The bonus features are extensive in length, not quantity, with only two features for each film. Where Is the Friend’s House? includes Homework, a newly-restored feature-length documentary by Kiarostami where he interviews schoolkids about their thoughts on school, discipline, and playtime. Filmed just two years after Where Is the Friend’s House?, it serves as a fitting bookend to that film, and while it overstays its welcome with a seemingly unending stream of interviews, it retains its power as an interesting time capsule. The disc’s other bonus feature is brief 2015 conversation between Kiarostami and programmer Peter Scarlet.
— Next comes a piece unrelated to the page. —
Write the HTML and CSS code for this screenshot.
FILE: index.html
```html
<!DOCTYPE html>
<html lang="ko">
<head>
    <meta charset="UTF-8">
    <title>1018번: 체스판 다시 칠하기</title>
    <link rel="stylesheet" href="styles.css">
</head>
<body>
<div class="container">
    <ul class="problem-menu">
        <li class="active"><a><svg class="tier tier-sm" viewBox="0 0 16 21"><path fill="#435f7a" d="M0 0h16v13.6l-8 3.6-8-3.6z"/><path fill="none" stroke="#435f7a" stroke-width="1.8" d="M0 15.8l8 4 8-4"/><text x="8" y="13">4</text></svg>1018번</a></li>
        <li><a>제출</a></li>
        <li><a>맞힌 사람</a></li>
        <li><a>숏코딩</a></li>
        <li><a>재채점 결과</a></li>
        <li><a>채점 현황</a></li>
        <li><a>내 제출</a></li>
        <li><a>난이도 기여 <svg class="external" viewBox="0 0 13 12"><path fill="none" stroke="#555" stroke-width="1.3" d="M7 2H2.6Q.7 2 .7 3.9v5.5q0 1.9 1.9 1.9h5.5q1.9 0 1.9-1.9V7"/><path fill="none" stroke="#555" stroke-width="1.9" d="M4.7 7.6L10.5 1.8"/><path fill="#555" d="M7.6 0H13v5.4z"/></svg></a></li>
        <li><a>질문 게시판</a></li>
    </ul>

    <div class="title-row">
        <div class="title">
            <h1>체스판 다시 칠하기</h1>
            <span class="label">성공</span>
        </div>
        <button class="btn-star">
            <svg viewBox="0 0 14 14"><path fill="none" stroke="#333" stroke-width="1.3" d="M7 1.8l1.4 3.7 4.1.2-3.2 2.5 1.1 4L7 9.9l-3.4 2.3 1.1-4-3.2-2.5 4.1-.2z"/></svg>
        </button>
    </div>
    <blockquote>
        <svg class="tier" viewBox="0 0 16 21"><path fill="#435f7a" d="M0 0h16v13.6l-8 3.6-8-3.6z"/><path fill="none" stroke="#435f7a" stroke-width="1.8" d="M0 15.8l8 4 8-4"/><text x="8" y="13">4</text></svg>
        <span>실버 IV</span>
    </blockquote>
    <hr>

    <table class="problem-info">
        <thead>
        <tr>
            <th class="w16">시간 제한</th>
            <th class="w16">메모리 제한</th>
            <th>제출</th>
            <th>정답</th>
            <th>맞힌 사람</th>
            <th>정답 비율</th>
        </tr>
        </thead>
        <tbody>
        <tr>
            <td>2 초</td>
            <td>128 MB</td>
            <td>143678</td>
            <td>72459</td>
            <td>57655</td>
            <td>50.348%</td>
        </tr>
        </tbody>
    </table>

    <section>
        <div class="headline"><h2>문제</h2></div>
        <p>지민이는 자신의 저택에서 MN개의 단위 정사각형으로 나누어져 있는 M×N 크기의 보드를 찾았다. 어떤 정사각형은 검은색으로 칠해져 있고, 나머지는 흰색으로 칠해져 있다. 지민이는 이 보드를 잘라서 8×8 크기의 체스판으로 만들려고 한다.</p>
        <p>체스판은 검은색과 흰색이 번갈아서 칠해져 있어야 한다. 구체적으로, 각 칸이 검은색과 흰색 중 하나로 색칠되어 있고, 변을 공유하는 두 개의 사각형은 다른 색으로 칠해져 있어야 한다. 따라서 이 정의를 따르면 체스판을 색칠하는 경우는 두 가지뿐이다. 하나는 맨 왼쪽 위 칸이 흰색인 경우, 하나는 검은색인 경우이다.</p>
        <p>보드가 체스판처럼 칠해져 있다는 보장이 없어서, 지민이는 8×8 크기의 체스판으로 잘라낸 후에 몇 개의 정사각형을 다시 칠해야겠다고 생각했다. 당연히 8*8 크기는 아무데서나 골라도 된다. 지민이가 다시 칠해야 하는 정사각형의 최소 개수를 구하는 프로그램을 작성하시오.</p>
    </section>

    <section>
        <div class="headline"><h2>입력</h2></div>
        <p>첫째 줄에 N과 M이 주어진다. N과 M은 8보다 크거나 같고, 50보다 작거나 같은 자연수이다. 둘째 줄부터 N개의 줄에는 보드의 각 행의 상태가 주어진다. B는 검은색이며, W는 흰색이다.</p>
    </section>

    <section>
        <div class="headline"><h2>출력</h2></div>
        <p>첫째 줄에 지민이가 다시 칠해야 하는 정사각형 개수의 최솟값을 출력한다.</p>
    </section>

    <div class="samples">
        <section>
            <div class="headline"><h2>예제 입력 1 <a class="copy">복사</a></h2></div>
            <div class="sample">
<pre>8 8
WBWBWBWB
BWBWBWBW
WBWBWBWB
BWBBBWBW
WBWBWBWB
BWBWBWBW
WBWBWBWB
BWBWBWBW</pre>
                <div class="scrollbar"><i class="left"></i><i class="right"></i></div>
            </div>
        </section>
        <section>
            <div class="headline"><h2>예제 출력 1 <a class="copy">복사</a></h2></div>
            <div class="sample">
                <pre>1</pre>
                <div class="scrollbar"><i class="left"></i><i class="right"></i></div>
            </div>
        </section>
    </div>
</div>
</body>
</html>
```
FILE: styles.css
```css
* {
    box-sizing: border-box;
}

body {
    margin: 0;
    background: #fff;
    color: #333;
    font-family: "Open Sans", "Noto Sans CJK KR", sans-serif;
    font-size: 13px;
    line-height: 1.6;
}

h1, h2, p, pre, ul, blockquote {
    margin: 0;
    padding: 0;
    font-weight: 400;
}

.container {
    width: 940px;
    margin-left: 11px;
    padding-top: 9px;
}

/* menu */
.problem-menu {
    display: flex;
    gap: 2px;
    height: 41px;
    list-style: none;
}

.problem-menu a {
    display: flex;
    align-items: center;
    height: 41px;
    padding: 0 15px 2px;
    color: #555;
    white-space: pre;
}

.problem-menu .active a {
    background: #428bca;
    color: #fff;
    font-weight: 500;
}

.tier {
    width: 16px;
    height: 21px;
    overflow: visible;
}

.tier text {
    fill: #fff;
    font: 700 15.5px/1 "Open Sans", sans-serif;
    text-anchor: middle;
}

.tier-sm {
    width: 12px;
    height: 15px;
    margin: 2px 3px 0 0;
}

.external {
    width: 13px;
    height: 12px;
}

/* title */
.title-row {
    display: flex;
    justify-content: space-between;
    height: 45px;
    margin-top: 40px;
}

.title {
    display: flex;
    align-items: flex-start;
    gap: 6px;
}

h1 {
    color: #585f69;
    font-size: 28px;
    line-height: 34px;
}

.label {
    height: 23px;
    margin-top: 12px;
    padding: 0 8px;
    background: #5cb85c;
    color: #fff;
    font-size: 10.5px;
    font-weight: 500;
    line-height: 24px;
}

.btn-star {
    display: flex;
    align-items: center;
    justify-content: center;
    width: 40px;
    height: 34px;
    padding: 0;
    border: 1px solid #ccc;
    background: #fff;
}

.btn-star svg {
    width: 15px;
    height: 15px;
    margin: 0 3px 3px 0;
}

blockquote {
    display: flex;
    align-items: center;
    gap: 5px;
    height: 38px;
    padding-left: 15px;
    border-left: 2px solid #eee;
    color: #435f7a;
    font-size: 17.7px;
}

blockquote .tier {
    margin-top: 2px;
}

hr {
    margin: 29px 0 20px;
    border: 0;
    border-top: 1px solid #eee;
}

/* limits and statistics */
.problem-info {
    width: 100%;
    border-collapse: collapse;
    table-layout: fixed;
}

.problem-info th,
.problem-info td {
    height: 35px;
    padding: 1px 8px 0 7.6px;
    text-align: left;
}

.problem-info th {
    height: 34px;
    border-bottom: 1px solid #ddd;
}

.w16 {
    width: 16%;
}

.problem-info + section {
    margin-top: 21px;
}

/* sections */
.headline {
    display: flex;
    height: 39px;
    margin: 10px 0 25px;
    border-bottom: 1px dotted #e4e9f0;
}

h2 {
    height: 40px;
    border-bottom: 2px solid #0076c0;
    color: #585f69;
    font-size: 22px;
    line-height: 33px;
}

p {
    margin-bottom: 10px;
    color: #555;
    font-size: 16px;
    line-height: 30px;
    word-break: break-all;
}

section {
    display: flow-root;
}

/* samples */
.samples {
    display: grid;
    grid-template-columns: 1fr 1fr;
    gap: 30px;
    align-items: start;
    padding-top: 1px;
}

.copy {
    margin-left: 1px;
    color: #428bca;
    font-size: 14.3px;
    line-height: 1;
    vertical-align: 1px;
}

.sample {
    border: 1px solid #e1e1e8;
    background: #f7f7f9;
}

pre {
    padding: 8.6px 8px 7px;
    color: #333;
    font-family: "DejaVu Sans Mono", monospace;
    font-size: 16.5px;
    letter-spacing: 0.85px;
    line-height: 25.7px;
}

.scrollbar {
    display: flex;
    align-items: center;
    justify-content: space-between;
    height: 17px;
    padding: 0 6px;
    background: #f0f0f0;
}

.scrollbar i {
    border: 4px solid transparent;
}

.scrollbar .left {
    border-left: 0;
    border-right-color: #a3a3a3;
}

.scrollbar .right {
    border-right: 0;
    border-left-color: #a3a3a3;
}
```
And Life Goes On also includes a feature-length documentary, but this one is a career retrospective about the director entitled Abbas Kiarostami: Truths and Dreams. Although there’s a bit too much reliance on extended scenes from his films, the interview segments with Kiarostami do a fine job of revealing his thoughts on his career. The sole other bonus feature is a new interview with a film scholar.
Bonus features for Through the Olive Trees are easily the weakest of the three, with just two 15-minute features. Both features are new interviews, the first with Kiarostami’s son Ahmad and the other with two film scholars. Since the first two discs contained archival work both by and featuring Kiarostami himself, these brief features that only discuss Kiarostami are largely letdowns, although both do share some interesting insight into his career.
The packaging for the set is really unique, with each disc being housed in independent casing that folds out and separates into three individual gatefold cardboard cases. The cases are housed inside each other like Russian nesting dolls, with each cover containing a piece of the artwork that fills the cutout diamond-shaped windows on the box. Much like the trilogy itself, each disc is its own discrete item, but relies on the other two to complete the full picture of Koker.